Poster 197

Visual Prompting Reimagined: The Power of Activation Prompts

Yihua Zhang · Hongkang Li · Yuguang Yao · Aochuan Chen · Shuai Zhang · Pin-Yu Chen · Meng Wang · Sijia Liu

Abstract

Visual prompting (VP) has emerged as a popular method to repurpose large pretrained models for downstream vision tasks. Unlike many parameter-efficient finetuning (PEFT) techniques that modify model parameters, VP introduces a universal perturbation directly into the input data to facilitate task-specific finetuning while keeping the pretrained model intact. However, there exists a noticeable performance gap between VP and conventional finetuning methods, highlighting an unexplored realm in theory and practice to understand and advance VP to close its performance gap. Towards this end, we introduce a novel concept, termed activation prompt (AP), which extends the scope of input-level VP by enabling universal perturbations to be applied to activation maps within the intermediate layers of the model. With the aid of AP, we show that VP, by its input perturbation design, has intrinsic limitations in both performance and efficiency. By contrast, AP shares a natural connection to normalization tuning, e.g., batch normalization for convolutional neural networks (CNNs) and layer normalization for vision transformers (ViTs).
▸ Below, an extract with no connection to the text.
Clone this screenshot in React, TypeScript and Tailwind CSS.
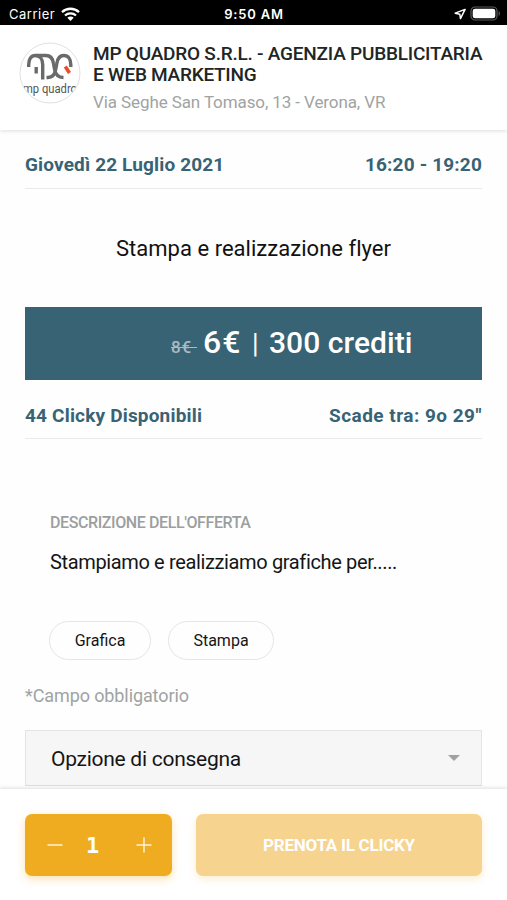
import type { ReactNode } from "react";

function StatusBar() {
  return (
    <div className="grid h-[25px] shrink-0 grid-cols-3 items-center bg-black px-[9px] font-['Inter','Liberation_Sans',sans-serif] text-[13px] text-white">
      <div className="flex items-center gap-[6px] pt-[3px] leading-none">
        <span className="tracking-[0.5px]">Carrier</span>
        <svg width="19" height="15" viewBox="0 0 19 15" fill="none" stroke="white" strokeWidth="2.3">
          <path d="M1 5.2C5.8.6 13.2.6 18 5.2" />
          <path d="M4 8.5c3.1-2.9 7.9-2.9 11 0" />
          <path d="M9.5 14 6.3 10.8c1.8-1.6 4.6-1.6 6.4 0Z" fill="white" stroke="none" />
        </svg>
      </div>
      <div className="pt-[3px] pl-px text-center leading-none font-semibold tracking-[0.8px] whitespace-nowrap">9:50 AM</div>
      <div className="flex items-center justify-end gap-[4px] pt-[2px]">
        <svg width="12" height="12" viewBox="0 0 13 13" fill="none" stroke="white" strokeWidth="1.6" strokeLinejoin="round">
          <path d="M12 1.5 1.3 5.6l5 1.1.7 4.8Z" />
        </svg>
        <svg className="-mr-[3px]" width="31" height="15" viewBox="0 0 31 15">
          <rect x="1" y="1" width="26" height="13" rx="4" fill="none" stroke="#5c5c5c" strokeWidth="1.2" />
          <rect x="2.7" y="2.7" width="22.6" height="9.6" rx="2.4" fill="white" />
          <path d="M28.6 5v5c1.8-.8 1.8-4.2 0-5Z" fill="#5c5c5c" />
        </svg>
      </div>
    </div>
  );
}

function CompanyLogo() {
  return (
    <svg className="shrink-0" width="62" height="62" viewBox="0 0 62 62">
      <defs>
        <clipPath id="disc">
          <circle cx="31" cy="31" r="29.5" />
        </clipPath>
      </defs>
      <circle cx="31" cy="31" r="30" fill="white" stroke="#e0e0e0" />
      <g fill="none" stroke="#6a6a6a" strokeWidth="3.4">
        <path d="M9.7 25v-2.5c0-5.500 2.500-9 6.500-9 4.500 0 7.500 3.500 7.500 9V37.500" />
        <path d="M17.200 25v6.500" />
        <path d="M17 13.500h10c4.500 0 6.800 3 7.500 8l1 5.500c.8 5 3.200 8.500 9 8.500" />
        <path d="M27.500 35.500h1.500c5 0 7-3.500 7.800-8.500l1-5.500c.8-5 3-8 7-8 4.500 0 7 3.500 7 9V25" />
      </g>
      <path d="m46.300 24.500 4.200 6.500" fill="none" stroke="#e8502a" strokeWidth="3.600" />
      <text
        x="4"
        y="50.5"
        clipPath="url(#disc)"
        textLength="54"
        lengthAdjust="spacingAndGlyphs"
        fill="#555"
        fontFamily="Roboto, sans-serif"
        fontSize="12.5"
      >
        mp quadro
      </text>
    </svg>
  );
}

function CompanyHeader() {
  return (
    <header className="relative z-10 flex h-[105px] shrink-0 items-start bg-white pt-[17px] pl-[19px] shadow-[0_1px_4px_rgba(0,0,0,0.13)]">
      <CompanyLogo />
      <div className="pt-px pl-[12px] whitespace-nowrap">
        <h1 className="text-[19px] leading-[21px] font-medium text-[#202526]">
          <span className="tracking-[-0.22px]">MP QUADRO S.R.L. - AGENZIA PUBBLICITARIA</span>
          <br />
          <span className="tracking-[-0.26px]">E WEB MARKETING</span>
        </h1>
        <p className="pt-[6px] text-[17px] leading-[23px] tracking-[-0.1px] text-[#a0a3a3]">Via Seghe San Tomaso, 13 - Verona, VR</p>
      </div>
    </header>
  );
}

function InfoRow({ children, className }: { children: ReactNode; className: string }) {
  return (
    <div className={`flex items-center justify-between border-b border-[#e9eaea] text-[19px] font-bold whitespace-nowrap text-[#386374] ${className}`}>
      {children}
    </div>
  );
}

function Tag({ children, className }: { children: ReactNode; className: string }) {
  return (
    <span className={`flex h-[39px] items-center justify-center rounded-full border border-[#e4e5e5] text-[16px] text-[#151515] ${className}`}>
      {children}
    </span>
  );
}

function BottomBar() {
  return (
    <footer className="relative z-10 flex h-[111px] shrink-0 items-start gap-[24px] bg-white px-[25px] pt-[25px] shadow-[0_-1px_4px_rgba(0,0,0,0.13)]">
      <div className="flex h-[62px] w-[147px] items-center justify-between rounded-[7px] bg-[#efac20] pr-[20px] pl-[22px] text-white shadow-[0_3px_8px_rgba(240,172,32,0.35)]">
        <svg width="16" height="16" viewBox="0 0 16 16" stroke="#fff2d4" strokeWidth="1.5">
          <path d="M.5 8h15" />
        </svg>
        <span className="pt-[2px] pr-[14px] font-['DejaVu_Sans_Mono',monospace] text-[22px] leading-none font-bold">1</span>
        <svg width="16" height="16" viewBox="0 0 16 16" stroke="#fff2d4" strokeWidth="1.5">
          <path d="M.5 8h15M8 .5v15" />
        </svg>
      </div>
      <button className="h-[62px] w-[286px] rounded-[7px] bg-[#f6d38f] pt-[2px] text-[17px] font-bold tracking-[-0.25px] text-white shadow-[0_3px_8px_rgba(240,172,32,0.2)]">
        PRENOTA IL CLICKY
      </button>
    </footer>
  );
}

export default function App() {
  return (
    <div className="flex h-[900px] w-[507px] flex-col overflow-hidden bg-white font-['Roboto','Liberation_Sans',sans-serif]">
      <StatusBar />
      <CompanyHeader />
      <main className="min-h-0 flex-1 overflow-hidden bg-[#fefefe] px-[25px]">
        <InfoRow className="mt-[11px] h-[48px] pt-px">
          <span className="tracking-[0.15px]">Giovedì 22 Luglio 2021</span>
          <span className="tracking-[0.17px]">16:20 - 19:20</span>
        </InfoRow>
        <h2 className="flex h-[118px] items-center justify-center pt-px text-[22px] tracking-[0.03px] text-[#111]">Stampa e realizzazione flyer</h2>
        <div className="flex h-[73px] items-baseline bg-[#386374] pt-[17px] pl-[146px] whitespace-nowrap text-white">
          <span className="w-[26px] text-[17px] font-medium tracking-[0.8px] text-[#a8bbc3] line-through">8€&nbsp;</span>
          <span className="w-[51px] pl-[6px] text-[32px] leading-[36px] font-medium tracking-[1px]">6€</span>
          <span className="w-[21px] pl-[4px] text-[27px] leading-[36px]">|</span>
          <span className="text-[30px] leading-[36px] font-medium tracking-[0.05px]">300 crediti</span>
        </div>
        <InfoRow className="h-[59px] pt-[14px]">
          <span className="tracking-[0.18px]">44 Clicky Disponibili</span>
          <span className="tracking-[0.47px]">Scade tra: 9o 29&quot;</span>
        </InfoRow>
        <section className="px-[25px] pt-[73px]">
          <h3 className="text-[16px] leading-[22px] font-medium tracking-[-0.4px] text-[#9c9fa0]">DESCRIZIONE DELL&apos;OFFERTA</h3>
          <p className="pt-[14px] text-[20px] leading-[28px] tracking-[-0.36px] text-[#151515]">Stampiamo e realizziamo grafiche per.....</p>
          <div className="-ml-px flex gap-[17px] pt-[45px]">
            <Tag className="w-[102px]">Grafica</Tag>
            <Tag className="w-[106px]">Stampa</Tag>
          </div>
        </section>
        <p className="pt-[22px] text-[18px] leading-[28px] tracking-[-0.1px] text-[#a0a3a3]">*Campo obbligatorio</p>
        <div className="mt-[20px] flex h-[56px] items-center justify-between border border-[#e2e4e5] border-b-[#dcdfe1] bg-[#f6f6f6] pr-[21px] pl-[25px] text-[21px] text-[#151515]">
          <span className="pt-[3px] tracking-[-0.27px]">Opzione di consegna</span>
          <svg width="12" height="6" viewBox="0 0 12 6">
            <path d="M0 0h12L6 6Z" fill="#a0a2a2" />
          </svg>
        </div>
      </main>
      <BottomBar />
    </div>
  );
}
This illuminates the reason behind the observed better accuracy of normalization tuning than VP in the literature. Furthermore, we show that the choice of prompting exhibits a distinct preference for layer depth, with conclusions varying significantly between CNNs and ViTs. We theoretically elucidate the rationale behind such preference by analyzing global features across layers. By conducting extensive experiments across 29 datasets and various model architectures, we provide a thorough performance analysis of AP, comparing it with VP and PEFT baselines. Our experimental results demonstrate that AP significantly surpasses the input-level VP in terms of both accuracy and efficiency, considering factors like time, parameters, memory usage, and throughout. These results further support our new insights into the incapabilities of VP and the capabilities of AP.